Attorno a loro ruota un universo di personaggi come Fabio Gaudenzi, detto Rommel, che «si occupa in particolare del riciclaggio e del reinvestimento dei proventi delle attività dell'associazione» - scrivono i Ros - e Fabrizio Toffolo, l'ex leader degli irriducibili fermato a settembre per detenzione di marijuana. A raccontare di loro ai magistrati è Roberto Grilli, lo skipper romano che ha dato avvio all'inchiesta Mafia Capitale, arrestato sulla sua barca con 500 chili di cocaina a bordo. Parla di «Diabolik» e di «Yuri», «degli ultrà della Lazio che poi avevano tutti i Lazio Point, erano stretti con Cragnotti che aveva messo in mano a loro tutto il merchandising della Lazio e poi quando è arrivato Lotito c'è stato un grosso scontro». Le fasce estreme del tifo «gestivano tutto il merchandising della Lazio, tutti i Lazio Point e incassavano molto, hanno fatto il comodo loro per anni, poi Lotito ha chiuso i rubinetti...». La loro attività, riferisce Grilli, era un mix di operazioni lecite e traffici proibiti. «Era gente che faceva sia lavori legali, tipo gestire i biglietti, le trasferte, le maglie e in più pure gli impicci. Anche se non c'ho mai lavorato direttamente, però sono quelle cose che io so... se mi dite come, cosa, dove si svolgevano no, però che trafficassero sostanze ve lo do al cento per cento».

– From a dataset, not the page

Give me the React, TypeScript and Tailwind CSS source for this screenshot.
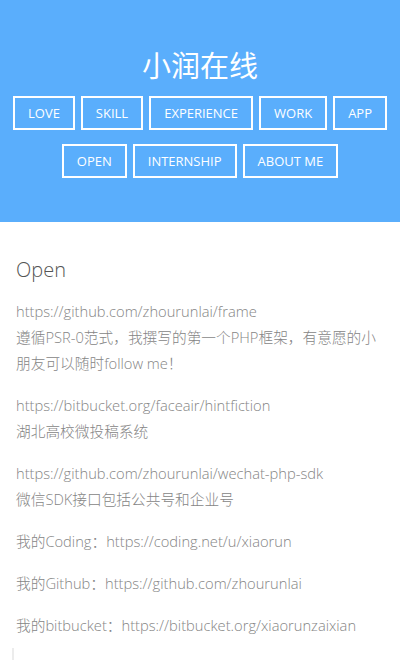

Magliette e droga insomma, spiega Grilli. Per restare al primo ambito, quantificare il giro d'affari delle curve è complesso: secondo i calcoli dell'ex ad del Milan Adriano Galliani le tifoserie organizzate sottraggono ai club il 50 per cento dei ricavi del merchandising. C'è la gestione dei negozi e dei siti online, ma anche i banchetti che vendono false sciarpe della squadra e che vengono protetti, c'è la gestione delle trasferte e l'affitto delle sedi sociali. Un piatto ricco che i sodali di Carminati si sono spariti a lungo, finché i tempi non sono cambiati. Quando la famiglia Sensi era proprietaria della Roma, Marione Corso aveva sotto controllo le partite fuori casa della squadra. Prima del tornado Mafia Capitale le sue trasmissioni in radio vantavano ottimi ascolti, circa 100 mila contatti al giorno, e in questo modo il compagno del Cecato ha sopperito ai cessati ricavi delle trasferte. Lo stesso Marco Staffoli, marito di Rosella Sensi, trattava con l'ex Nar un importante affare immobiliare. E in nessuna delle numerose intercettazioni captate a un tavolino del bar Vigna Stelluti i due indulgono a qualche commento sul calcio. Prima di tutti gli affari, è la legge di Carminati.

DROGA E CLAN

Spesso però il tifo organizzato non si accontenta di gestire i gadget ma punta al potere sul territorio e diventa referente dei clan che, specie nelle serie minori, grazie al calcio raccolgono consensi e denaro. La Dda di Roma ha segnalato l'infiltrazione dei Casalesi nel tentativo di scalata alla Lazio per il quale nel 2005 vennero rinviati a giudizio Piscitelli, Toffolo, Yuri Alviti e Paolo Arcivieri. Volevano estromettere Lotito e far entrare un gruppo industriale ungherese, una strategia condotta con metodi molto spicci: minacce, insulti, bombe carta. L'obiettivo, secondo i magistrati, era ottenere la gestione dei Lazio Point, il monopolio della sicurezza all'Olimpico - un pacchetto da 150 mila euro all'anno - le coreografie e gli incontri in Europa. E poi c'è la droga. A settembre 2013 Piscitelli finisce impigliato tra le maglie di un'indagine che ha sgominato un giro di hashish sulla rotta spagnola, valore cinque milioni di euro. Secondo i magistrati è lui il «principale referente dell'organizzazione narcotrafficante, nonché promotore e finanziatore di ingenti quantitativi» di stupefacente. Diabolik si muove con i fratelli Esposito e Carminati ne intuisce le potenzialità. Se c'è da portare a casa un affare, il Cecato non si tira indietro.